Wow! That brings back the memories. It's interesting to see the experience through your mind now after all these years. I think about my own growing up years in Indiana and how non-culturally diverse that was. Everyone about the same income, all white, mostly protestant. You had more cross cultural exposure than I did.

Duane said...

Thank you Marti. There is a lot of insight here and much to learn. Puts into words what I think about diversity and our children and how to help them.

Marti said...

Dad - that makes me wonder what Columbia was like for you, or even what Purdue might have been like. I'm grateful for the cross-cultural experiences I got here and there growing up as well as for those I sought out when I was old enough to do so on my own.

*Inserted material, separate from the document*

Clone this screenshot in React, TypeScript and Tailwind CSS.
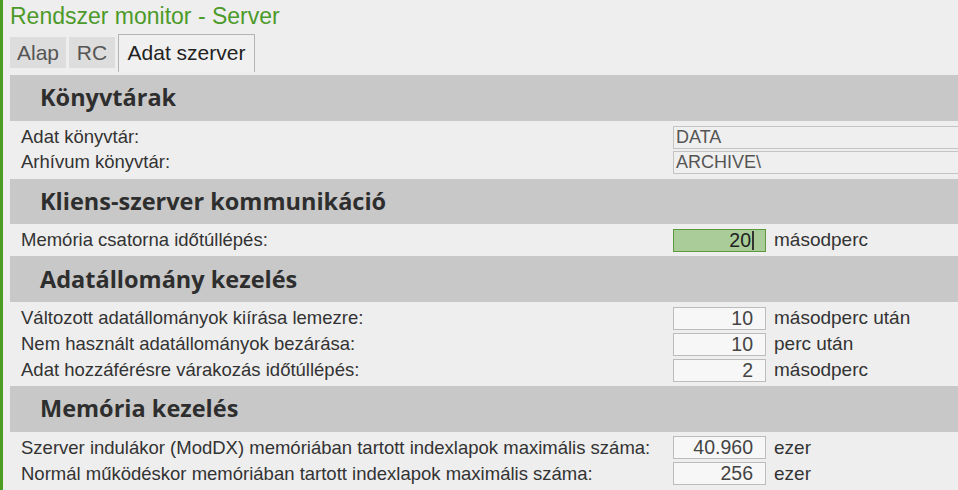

Duane - Maybe appreciating cultural diversity is the kind of thing we might initially oppose but learn to develop a taste for when our life choices or convictions - or perhaps those of our parents - give us enough exposure to change us? It's unfortunate, though, that many of us only learn about race and culture when we experience abuse or discrimination because of them. I seem to remember your kids having some negative experiences because of their race when you lived overseas before, and I remember a family that was partially Chinese-American feeling they had to pull their kids out of an Arab context at one point because of ongoing harassment. I doubt any of us experience "cultural diversity" without witnessing or getting stuck in some painful clashes. Once, living among Muslims in Sofarawayistan, I had somebody throw rocks at me and in debriefing it later we realized they probably thought I was Russian. Race, unlike some other aspects of culture, is something you're born with and cannot really change or disguise.